On the environment, Nelson, Demings and Pelosi were in agreement against Trump’s actions to silence news from environmental outlets and climate scientists earlier this week.

“Florida is ground zero for sea level rise,” Nelson said. “Records show the sea has risen five to eight inches. The streets of Miami Beach are flooded. How people can say we don’t have climate change mystifies me. We need to listen to our scientists, not listen to the orders to muzzle them.”

Pelosi said the responsibility in the age of Trump would fall to the media to distribute the correct facts.

“In the press, be ever-vigilant,” she said. “What they’re not saying is suppressing any expression of science, evidence, data, facts. That is a very dangerous thing to a democracy. I believe you all are the guardians of democracy. Freedom of the press, freedom to report on those things, and what they’re doing is very bad.”

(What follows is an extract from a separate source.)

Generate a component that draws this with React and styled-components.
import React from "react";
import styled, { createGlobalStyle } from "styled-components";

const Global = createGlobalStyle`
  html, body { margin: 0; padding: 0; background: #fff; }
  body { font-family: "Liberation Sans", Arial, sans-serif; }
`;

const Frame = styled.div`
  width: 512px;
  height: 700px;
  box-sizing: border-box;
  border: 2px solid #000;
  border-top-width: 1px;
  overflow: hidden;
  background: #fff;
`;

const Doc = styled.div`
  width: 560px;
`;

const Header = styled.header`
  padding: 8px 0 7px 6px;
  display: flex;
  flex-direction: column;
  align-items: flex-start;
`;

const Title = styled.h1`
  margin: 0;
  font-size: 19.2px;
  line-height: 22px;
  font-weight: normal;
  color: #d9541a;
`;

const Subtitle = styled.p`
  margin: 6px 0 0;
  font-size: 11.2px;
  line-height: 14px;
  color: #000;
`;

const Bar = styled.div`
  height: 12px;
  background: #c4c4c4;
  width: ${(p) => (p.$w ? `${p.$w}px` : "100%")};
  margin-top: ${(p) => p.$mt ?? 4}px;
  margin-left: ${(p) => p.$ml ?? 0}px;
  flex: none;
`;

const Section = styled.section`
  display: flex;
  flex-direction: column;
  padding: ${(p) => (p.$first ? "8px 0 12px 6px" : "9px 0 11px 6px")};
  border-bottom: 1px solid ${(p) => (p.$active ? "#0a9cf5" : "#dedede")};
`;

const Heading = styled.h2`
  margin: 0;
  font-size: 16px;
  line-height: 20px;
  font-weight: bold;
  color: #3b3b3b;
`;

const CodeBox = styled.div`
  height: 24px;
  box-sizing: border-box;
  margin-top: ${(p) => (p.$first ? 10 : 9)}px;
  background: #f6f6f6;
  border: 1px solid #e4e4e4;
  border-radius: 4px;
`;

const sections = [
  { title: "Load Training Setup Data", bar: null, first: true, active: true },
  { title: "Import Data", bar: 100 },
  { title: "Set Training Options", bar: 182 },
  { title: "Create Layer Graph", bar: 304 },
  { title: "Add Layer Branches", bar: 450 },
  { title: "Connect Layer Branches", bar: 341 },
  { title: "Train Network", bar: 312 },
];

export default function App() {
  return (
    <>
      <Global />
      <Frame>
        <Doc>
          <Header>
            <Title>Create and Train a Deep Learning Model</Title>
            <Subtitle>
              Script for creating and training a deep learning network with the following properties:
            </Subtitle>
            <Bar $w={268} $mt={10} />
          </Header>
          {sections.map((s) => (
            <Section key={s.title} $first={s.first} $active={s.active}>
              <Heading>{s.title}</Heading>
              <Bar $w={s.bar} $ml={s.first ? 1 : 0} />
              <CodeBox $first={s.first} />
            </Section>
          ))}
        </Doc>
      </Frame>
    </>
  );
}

She also criticized Trump’s false claims that millions of people illegally voted in the election for Hillary Clinton, calling it a deliberate attempt to “destroy the confidence in our system and lay the groundwork for further voter suppression.”

“The first thing the president said was he won the popular vote, that three to five million voted illegally,” she said. “It’s not true. There is no evidence to support that. What’s dangerous about it is, they’re going to use that false three to five million, alternative fact, to repress the vote in our country.”

All three of them also spoke out against Trump and the Republicans’ efforts to dismantle the Affordable Care Act – especially with no current plan to replace it.

“Mr. Trump telegraphed very strongly what he intended to do if elected, and we all thought it was just political jargon,” Demings said. “To take something away from hundreds of thousands people that depend on it – it’s mind-boggling that that would be his first order of business as president of the United States. This is the greatest country on Earth – to me that means every person should have access, quality affordable health care.”

Demings said in spite of the Democrats losing the election, and in the face of opposition from Trump and the Republicans, her own priorities remained the same.

“My priorities have not changed. My presidential candidate did not win, but my priority has not changed. I still intend to fight for equal protection under the law. There are people in Mr. Trump’s own party who don’t understand what he’s going to do, or how he’s going to do it, or where he’s going to get the funding from. We’re going to hold him accountable.”

She said she had also been working with Republican colleagues to make plans that would “not be in our own personal best interest, but in that of the American people.”